Ахматова делала все необходимое, чтобы утвердиться на специфических началах поэзии, лирики, а ее упорно придвигают к непоэтическим формам и жанрам, вольно или невольно надевая на поэта чуждый ему наряд. Постижение ахматовского искусства в той или иной степени тормозится.

Иное дело — соотнесение поэзии и прозы в аспекте изобразительности, предметного живописания. Высказываний на сей счет накопилось немало. Не без причины отмечают сопричастность созданий поэта достижениям эпического человековедения XIX века (его психологизму, улавливающему тончайшие, еле заметные движения души, передаче внутреннего через внешнее, физическое, сопряжение психологических подробностей и бытовых мелочей). Но не упустить бы из виду то обстоятельство, что поэзия классической поры, активно эволюционируя, тоже раздвигала границы осуществляемого ею познания людей и вещей, и нередко - в перекличке с продвижением эпоса, романа.

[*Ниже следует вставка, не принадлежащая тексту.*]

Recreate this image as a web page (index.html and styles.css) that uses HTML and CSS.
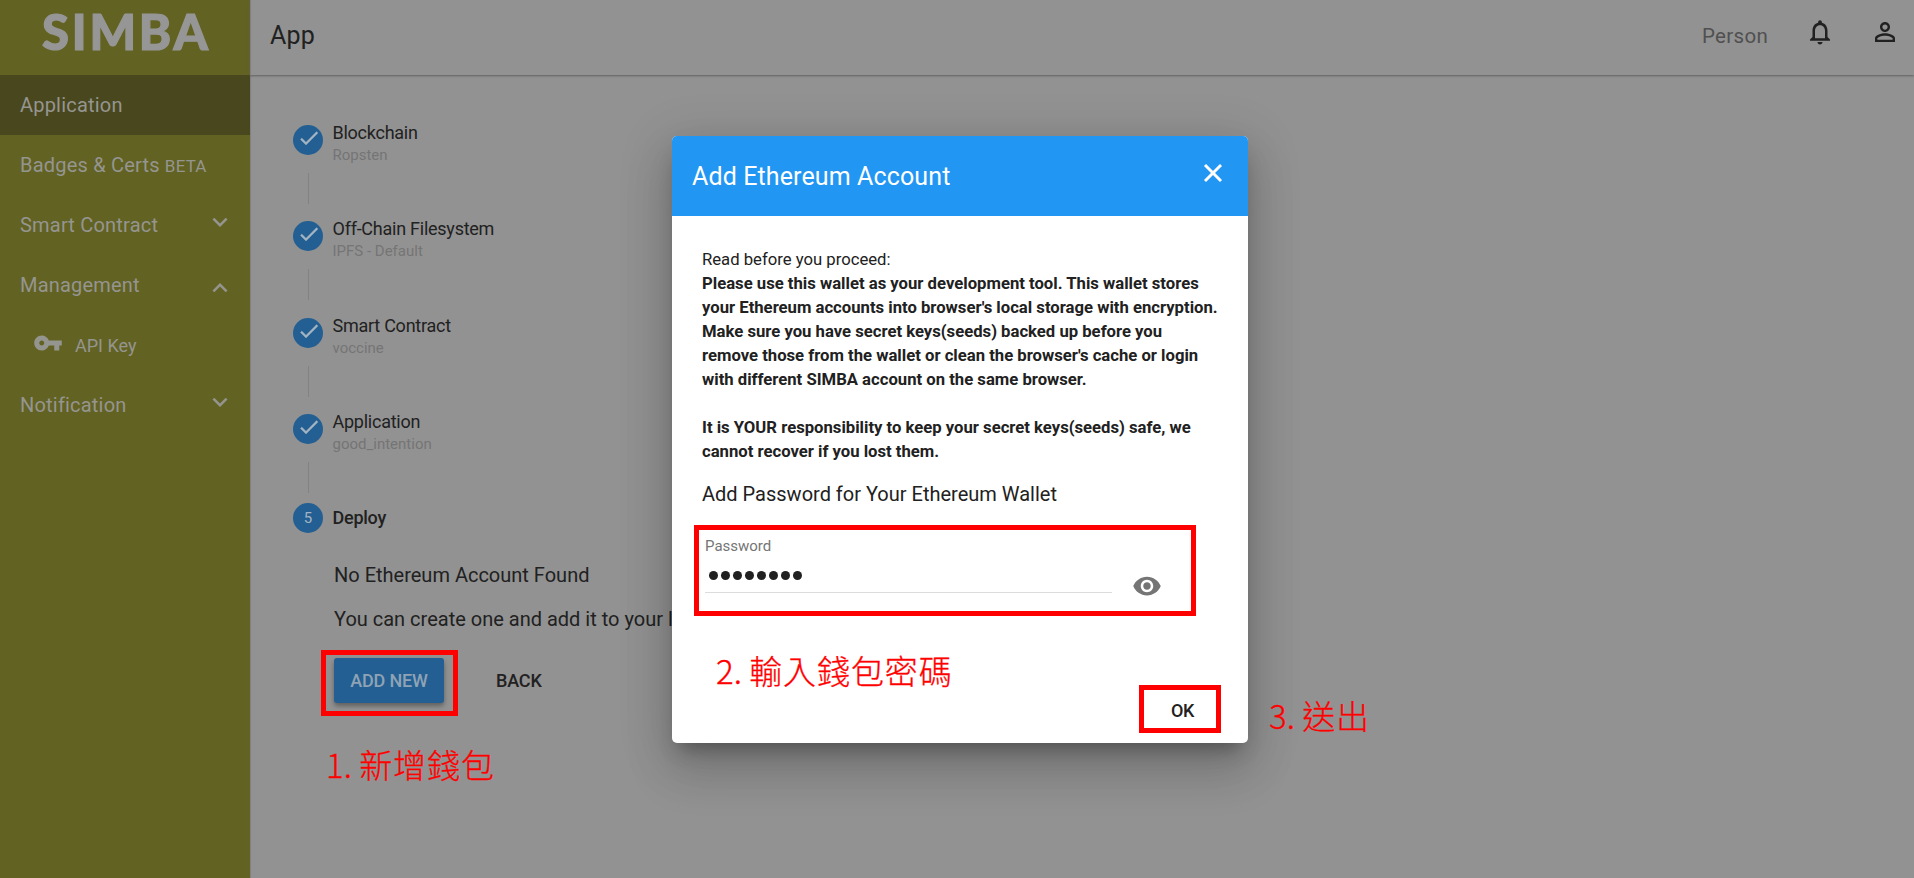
FILE: index.html
```html
<!DOCTYPE html>
<html lang="en">
<head>
<meta charset="utf-8">
<title>SIMBA</title>
<link rel="stylesheet" href="styles.css">
</head>
<body>
<div class="app">
  <aside class="sidebar">
    <div class="logo">SIMBA</div>
    <nav class="menu">
      <a class="item active"><span>Application</span></a>
      <a class="item"><span>Badges &amp; Certs <small class="beta">BETA</small></span></a>
      <a class="item"><span>Smart Contract</span><svg class="icon chevron" viewBox="0 0 24 24"><path d="M16.59 8.59L12 13.17 7.41 8.59 6 10l6 6 6-6z"/></svg></a>
      <a class="item"><span>Management</span><svg class="icon chevron up" viewBox="0 0 24 24"><path d="M12 8l-6 6 1.41 1.41L12 10.83l4.59 4.58L18 14z"/></svg></a>
      <a class="item sub"><svg class="icon" viewBox="0 0 24 24"><path d="M12.65 10C11.83 7.67 9.61 6 7 6c-3.31 0-6 2.69-6 6s2.690 6 6 6c2.610 0 4.830-1.670 5.650-4H17v4h4v-4h2v-4H12.650zM7 14c-1.100 0-2-.9-2-2s.9-2 2-2 2 .9 2 2-.9 2-2 2z"/></svg><span>API Key</span></a>
      <a class="item"><span>Notification</span><svg class="icon chevron" viewBox="0 0 24 24"><path d="M16.59 8.59L12 13.17 7.41 8.59 6 10l6 6 6-6z"/></svg></a>
    </nav>
  </aside>
  <div class="page">
    <header class="topbar">
      <h1 class="page-title">App</h1>
      <div class="user">
        <span class="user-name">Person</span>
        <svg class="icon bell" viewBox="0 0 24 24"><path d="M12 22c1.100 0 2-.9 2-2h-4c0 1.100.9 2 2 2zm6-6v-5c0-3.070-1.630-5.640-4.500-6.320V4c0-.83-.67-1.500-1.500-1.500s-1.500.67-1.500 1.500v.68C7.640 5.360 6 7.920 6 11v5l-2 2v1h16v-1l-2-2zm-2 1H8v-6c0-2.480 1.510-4.500 4-4.500s4 2.020 4 4.500v6z"/></svg>
        <svg class="icon" viewBox="0 0 24 24"><path d="M12 5.900c1.160 0 2.100.94 2.100 2.100s-.94 2.100-2.100 2.100S9.900 9.160 9.900 8s.94-2.100 2.100-2.100m0 9c2.970 0 6.100 1.460 6.100 2.100v1.100H5.900V17c0-.64 3.130-2.100 6.100-2.100M12 4C9.790 4 8 5.790 8 8s1.790 4 4 4 4-1.790 4-4-1.790-4-4-4zm0 9c-2.670 0-8 1.340-8 4v3h16v-3c0-2.660-5.330-4-8-4z"/></svg>
      </div>
    </header>
    <main class="content">
      <ol class="steps">
        <li class="step"><span class="dot"><svg viewBox="0 0 24 24"><path d="M9 16.170L4.830 12l-1.420 1.410L9 19 21 7l-1.410-1.410z"/></svg></span><div class="step-text"><span class="step-name">Blockchain</span><span class="step-value">Ropsten</span></div></li>
        <li class="step"><span class="dot"><svg viewBox="0 0 24 24"><path d="M9 16.170L4.830 12l-1.420 1.410L9 19 21 7l-1.410-1.410z"/></svg></span><div class="step-text"><span class="step-name">Off-Chain Filesystem</span><span class="step-value">IPFS - Default</span></div></li>
        <li class="step"><span class="dot"><svg viewBox="0 0 24 24"><path d="M9 16.170L4.830 12l-1.420 1.410L9 19 21 7l-1.410-1.410z"/></svg></span><div class="step-text"><span class="step-name">Smart Contract</span><span class="step-value">voccine</span></div></li>
        <li class="step"><span class="dot"><svg viewBox="0 0 24 24"><path d="M9 16.170L4.830 12l-1.420 1.410L9 19 21 7l-1.410-1.410z"/></svg></span><div class="step-text"><span class="step-name">Application</span><span class="step-value">good_intention</span></div></li>
      </ol>
      <div class="current"><span class="dot">5</span><span class="step-name strong">Deploy</span></div>
      <section class="deploy">
        <p class="line">No Ethereum Account Found</p>
        <p class="line">You can create one and add it to your library</p>
        <div class="actions"><button class="btn primary">ADD NEW</button><button class="btn">BACK</button></div>
      </section>
    </main>
  </div>
</div>

<div class="dialog">
  <header class="dialog-head">
    <h2 class="dialog-title">Add Ethereum Account</h2>
    <svg class="icon close" viewBox="0 0 24 24"><path d="M19 6.410L17.590 5 12 10.590 6.410 5 5 6.410 10.590 12 5 17.590 6.410 19 12 13.410 17.590 19 19 17.590 13.410 12z"/></svg>
  </header>
  <div class="dialog-body">
    <p class="note">Read before you proceed:<br><b>Please use this wallet as your development tool. This wallet stores<br>your Ethereum accounts into browser's local storage with encryption.<br>Make sure you have secret keys(seeds) backed up before you<br>remove those from the wallet or clean the browser's cache or login<br>with different SIMBA account on the same browser.<br><br>It is YOUR responsibility to keep your secret keys(seeds) safe, we<br>cannot recover if you lost them.</b></p>
    <h3 class="subhead">Add Password for Your Ethereum Wallet</h3>
    <div class="field-row">
      <div class="field">
        <span class="label">Password</span>
        <div class="mask"><i></i><i></i><i></i><i></i><i></i><i></i><i></i><i></i></div>
      </div>
      <svg class="icon eye" viewBox="0 0 24 24"><path d="M12 4.500C7 4.500 2.730 7.610 1 12c1.730 4.390 6 7.500 11 7.500s9.270-3.110 11-7.500c-1.730-4.390-6-7.500-11-7.500zM12 17c-2.760 0-5-2.240-5-5s2.240-5 5-5 5 2.240 5 5-2.240 5-5 5zm0-8c-1.660 0-3 1.340-3 3s1.340 3 3 3 3-1.340 3-3-1.340-3-3-3z"/></svg>
    </div>
    <div class="dialog-actions"><button class="btn ok">OK</button></div>
  </div>
</div>

<div class="mark mark-add"></div>
<div class="mark mark-password"></div>
<div class="mark mark-ok"></div>
<div class="caption caption-add">1. <span>新增錢包</span></div>
<div class="caption caption-password">2. <span>輸入錢包密碼</span></div>
<div class="caption caption-ok">3. <span>送出</span></div>
</body>
</html>
```
FILE: styles.css
```css
* { box-sizing: border-box; }
body {
  margin: 0;
  width: 1914px;
  height: 878px;
  overflow: hidden;
  position: relative;
  background: #929292;
  color: #212121;
  font-family: Roboto, "Liberation Sans", sans-serif;
}
h1, h2, h3, p, ol { margin: 0; padding: 0; font-weight: 400; }
.icon { width: 30px; height: 30px; fill: currentColor; flex: none; }

.app { display: flex; height: 878px; }
.sidebar { width: 250px; flex: none; background: #626223; color: #959590; }
.logo {
  height: 75px;
  padding-left: 42px;
  font: 900 49px/63px Lato, sans-serif;
  letter-spacing: 2.8px;
  -webkit-text-stroke: 1.2px #969696;
  color: #969696;
}
.menu { display: flex; flex-direction: column; }
.item {
  height: 60px;
  padding: 0 15px 0 20px;
  display: flex;
  align-items: center;
  justify-content: space-between;
  font-size: 20px;
  letter-spacing: .2px;
  white-space: nowrap;
}
.item.active { background: #49471e; }
.beta { font-size: 17px; }
.chevron { margin-bottom: 6px; }
.chevron.up { margin-bottom: -5px; }
.sub { justify-content: flex-start; gap: 12px; padding-left: 33px; font-size: 18px; letter-spacing: 0; }
.sub .icon { margin-bottom: 4px; }

.page { flex: 1; min-width: 0; box-shadow: inset 2px 0 1px -1px #808080; }
.topbar {
  height: 75px;
  padding: 0 14px 0 20px;
  display: flex;
  justify-content: space-between;
  box-shadow: 0 1px 2px #606060;
}
.page-title { font-size: 25px; line-height: 72px; letter-spacing: .2px; }
.user { display: flex; padding-top: 17px; }
.user-name { font-size: 20.500px; line-height: 38px; letter-spacing: .3px; color: #505050; margin-right: 37px; }
.bell { margin-right: 35px; }

.content { padding: 46px 0 0 43px; }
.steps { list-style: none; }
.step {
  height: 96.330px;
  display: flex;
  gap: 9.500px;
  padding-top: 4px;
  background: linear-gradient(#828282, #828282) 15px 52px / 1px 31px no-repeat;
}
.dot {
  width: 30px;
  height: 30px;
  border-radius: 50%;
  background: #235f92;
  color: #a3b4c2;
  display: flex;
  align-items: center;
  justify-content: center;
  font-size: 15px;
  flex: none;
}
.dot svg { width: 24px; height: 24px; fill: currentColor; margin: -4px 0 0 1px; stroke: currentColor; stroke-width: .3; }
.step-text { display: flex; flex-direction: column; margin-top: -4px; }
.step-name { font-size: 18px; line-height: 24px; letter-spacing: -.25px; }
.step-value { font-size: 15px; line-height: 20px; color: #757575; }
.strong { font-weight: 500; }
.current { display: flex; align-items: center; gap: 9.500px; height: 30px; margin-top: -3px; }
.deploy { padding: 20px 0 0 41px; width: 460px; white-space: nowrap; }
.line { font-size: 20px; line-height: 44px; }
.actions { display: flex; gap: 32px; padding-top: 17px; }
.btn {
  height: 45px;
  padding: 0 20px;
  border: 0;
  border-radius: 3px;
  background: none;
  color: #212121;
  font: 500 18px/45px Roboto, sans-serif;
  letter-spacing: -.15px;
}
.btn.primary { width: 110px; padding: 0; background: #235f92; color: #8ea3b5; box-shadow: 0 3px 5px rgba(0, 0, 0, .35); }

.dialog {
  position: absolute;
  left: 672px;
  top: 136px;
  width: 576px;
  height: 607px;
  border-radius: 5px;
  overflow: hidden;
  background: #fff;
  box-shadow: 0 13px 18px -8px rgba(0, 0, 0, .3), 0 28px 46px 4px rgba(0, 0, 0, .13), 0 10px 50px 8px rgba(0, 0, 0, .12);
}
.dialog-head {
  height: 80px;
  padding: 0 20px;
  display: flex;
  justify-content: space-between;
  background: #2196f3;
  color: #fff;
}
.dialog-title { font-size: 25px; line-height: 82px; letter-spacing: .12px; }
.close { margin-top: 22px; stroke: currentColor; stroke-width: .4; }
.dialog-body { padding: 32px 30px 0; }
.note { font-size: 16.680px; line-height: 24px; white-space: nowrap; }
.subhead { font-size: 20px; line-height: 30px; margin-top: 15px; }
.field-row { display: flex; padding: 25px 0 0 3px; gap: 20px; }
.field { width: 407px; height: 59px; border-bottom: 1px solid #dcdcdc; }
.label { display: block; font-size: 15px; line-height: 24px; color: #757575; }
.mask { display: flex; gap: 3px; padding: 13px 0 0 4px; }
.mask i { width: 9px; height: 9px; border-radius: 50%; background: #212121; }
.eye { color: #757575; margin-top: 37px; }
.dialog-actions { display: flex; justify-content: flex-end; padding-top: 87px; }
.ok { width: 80px; padding: 0 0 0 9px; letter-spacing: -.5px; }

.mark { position: absolute; border: 5px solid #f00; }
.mark-add { left: 321px; top: 650px; width: 137px; height: 66px; }
.mark-password { left: 694px; top: 525px; width: 502px; height: 91px; }
.mark-ok { left: 1139px; top: 685px; width: 82px; height: 48px; }
.caption {
  position: absolute;
  color: #f00;
  font: 300 33px/40px "Noto Sans CJK TC", sans-serif;
  -webkit-text-stroke: .3px #f00;
  white-space: nowrap;
}
.caption span { letter-spacing: .9px; }
.caption-add { left: 326px; top: 744px; }
.caption-password { left: 716px; top: 650px; }
.caption-ok { left: 1269px; top: 695px; }
```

Персонажи Ахматовой готовы как будто смешаться с толпой, их дни и ночи - такие же, как у многих других любовных пар, встречи, разлуки, размолвки, прогулки - из разряда общеизвестных. В то же время исповедь героини прорывает оболочку обыденности, ее чувство возводится в круг понятий торжества и проклятия, храма и темницы, пытки и гибели, ада и рая. И это - восходящая спираль лирики, активизирующей ее собственные резервы.

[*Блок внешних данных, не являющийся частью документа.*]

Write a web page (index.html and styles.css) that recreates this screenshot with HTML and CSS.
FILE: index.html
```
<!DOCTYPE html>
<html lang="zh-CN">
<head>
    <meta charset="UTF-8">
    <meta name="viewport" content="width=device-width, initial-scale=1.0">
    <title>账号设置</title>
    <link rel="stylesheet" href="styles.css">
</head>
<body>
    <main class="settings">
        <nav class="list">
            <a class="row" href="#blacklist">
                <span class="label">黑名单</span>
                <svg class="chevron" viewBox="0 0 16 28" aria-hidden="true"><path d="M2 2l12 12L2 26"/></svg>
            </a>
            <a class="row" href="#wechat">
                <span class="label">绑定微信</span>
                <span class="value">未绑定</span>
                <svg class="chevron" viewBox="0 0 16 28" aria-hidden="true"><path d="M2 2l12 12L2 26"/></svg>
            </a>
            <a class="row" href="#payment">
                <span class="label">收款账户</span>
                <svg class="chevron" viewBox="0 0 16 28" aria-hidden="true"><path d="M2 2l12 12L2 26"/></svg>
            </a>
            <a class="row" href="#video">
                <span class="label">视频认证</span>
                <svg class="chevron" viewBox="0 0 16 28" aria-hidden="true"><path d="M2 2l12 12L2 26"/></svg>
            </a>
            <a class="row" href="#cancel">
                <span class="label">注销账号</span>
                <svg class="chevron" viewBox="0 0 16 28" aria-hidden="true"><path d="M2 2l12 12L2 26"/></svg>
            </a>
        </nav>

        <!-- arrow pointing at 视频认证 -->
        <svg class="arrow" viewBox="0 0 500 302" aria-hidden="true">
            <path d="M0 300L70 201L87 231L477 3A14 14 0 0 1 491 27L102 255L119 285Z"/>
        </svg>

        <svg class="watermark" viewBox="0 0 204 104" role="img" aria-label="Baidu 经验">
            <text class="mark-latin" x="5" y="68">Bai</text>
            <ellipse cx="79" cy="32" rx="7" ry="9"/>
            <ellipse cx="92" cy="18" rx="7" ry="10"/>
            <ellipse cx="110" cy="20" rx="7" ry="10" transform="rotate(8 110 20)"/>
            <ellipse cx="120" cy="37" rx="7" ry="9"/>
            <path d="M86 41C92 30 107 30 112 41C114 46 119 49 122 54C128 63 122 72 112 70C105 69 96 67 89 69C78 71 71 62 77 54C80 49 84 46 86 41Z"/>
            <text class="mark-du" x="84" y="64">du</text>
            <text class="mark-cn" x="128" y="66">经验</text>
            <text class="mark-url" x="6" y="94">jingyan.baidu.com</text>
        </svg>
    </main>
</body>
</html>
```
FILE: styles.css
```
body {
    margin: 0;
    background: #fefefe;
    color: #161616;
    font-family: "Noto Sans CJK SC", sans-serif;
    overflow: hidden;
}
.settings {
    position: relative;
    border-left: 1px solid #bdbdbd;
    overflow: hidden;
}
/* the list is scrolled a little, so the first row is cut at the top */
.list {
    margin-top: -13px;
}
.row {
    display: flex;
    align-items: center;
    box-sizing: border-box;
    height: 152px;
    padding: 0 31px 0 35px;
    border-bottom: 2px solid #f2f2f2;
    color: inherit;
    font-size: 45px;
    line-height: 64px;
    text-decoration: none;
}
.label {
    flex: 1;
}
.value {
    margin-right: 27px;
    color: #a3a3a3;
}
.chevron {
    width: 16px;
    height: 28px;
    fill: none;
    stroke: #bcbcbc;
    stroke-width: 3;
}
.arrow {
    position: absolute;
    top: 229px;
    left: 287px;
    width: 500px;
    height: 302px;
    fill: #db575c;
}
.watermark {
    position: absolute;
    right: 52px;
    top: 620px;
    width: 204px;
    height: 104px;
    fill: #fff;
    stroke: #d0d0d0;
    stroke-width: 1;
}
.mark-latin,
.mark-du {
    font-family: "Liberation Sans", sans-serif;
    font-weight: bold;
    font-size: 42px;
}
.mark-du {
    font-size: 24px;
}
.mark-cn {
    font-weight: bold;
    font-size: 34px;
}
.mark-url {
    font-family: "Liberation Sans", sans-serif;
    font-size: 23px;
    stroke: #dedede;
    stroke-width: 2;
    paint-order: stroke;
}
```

Думается, упорство, с которым молодой поэт разрабатывал свою тему, содержало в себе некий творческий вызов. В 1920 году Ахматовой довелось отвечать на анкету «Некрасов и мы». Вопрос: «Не было ли в Вашей жизни периода, когда его поэзия была для Вас дороже поэзии Пушкина и Лермонтова?» Ответ: «Нет». Вопрос: «Как Вы относились к Некрасову в юности?» Ответ: «Скорее отрицательно» [ 9]. Мы бы поторопились, если бы вознамерились извлечь из этих отрицаний далеко идущие выводы. Но если учесть, что Некрасова почитали образцом «поэта-гражданина» и на том основании не однажды противополагали Пушкину как «поэту-артисту», если учесть возможное наличие этого противопоставления в подтексте анкеты, то не будет ошибкой воспользоваться ответами Ахматовой при выяснении ее авторской позиции. Еще одно место из анкеты. Вопрос: «Любите ли Вы стихотворения Некрасова?» Ответ: «Люблю». В контексте вопросника это означало: люблю, но не больше Пушкина. Ахматова, концентрируясь на рассказе о чувстве, ни в коей мере не задавалась целью полемически отстраниться от «гражданской поэзии»; суть в другом - в неприятии градации лирических тенденций, в уверенности, что стихи, где «она» и «он» и их отношения, могут быть не менее актуальны, чем стихи с социальным или историческим уклоном. Именно это, прямо не заявленное, но практически удостоверенное равноправие поэтических замыслов таило в себе момент вызова.

2

В поздней лирике, в отличие от ранней, стихи об интимно-личном уже не доминанта, а сектор поэтического повествования, и число их значительно уменьшается (не достигает пятидесяти, это примерно четвертая часть написанного). Существенно меняется тематический расклад последних двух сборников («Тростник» и «Седьмая книга»). Если ранее гражданская, историческая тема не выходила за пределы единичных, хотя и ярких выступлений, то ныне ее воплощение занимает немалую стихотворную площадь - площадь самостоятельного сектора лирики. И ныне прямая реакция на происходящее в стране и мире сочетается с осмыслением личной судьбы как судьбы социально, эпохально значимой; соответственно перестраивается образ лирического «я». Еще один сектор - стихи о «тайнах ремесла», портреты писателей; в их ряду - автопортретные эскизы. Темы вдобавок ветвятся: в группе произведений, пронизанных токами современности, допустимо выделить военный, материнский, «азийский» мотивы. Выделение, разделение будет, однако, небезусловным: секторы, мотивы взаимодействуют, отсвечивая каждый в каждом - в большей или меньшей степени. Не составляет исключения и продолжение рассказа о судьбах «ее» и «его» - на них лежит отблеск тематически иных признаний и раздумий.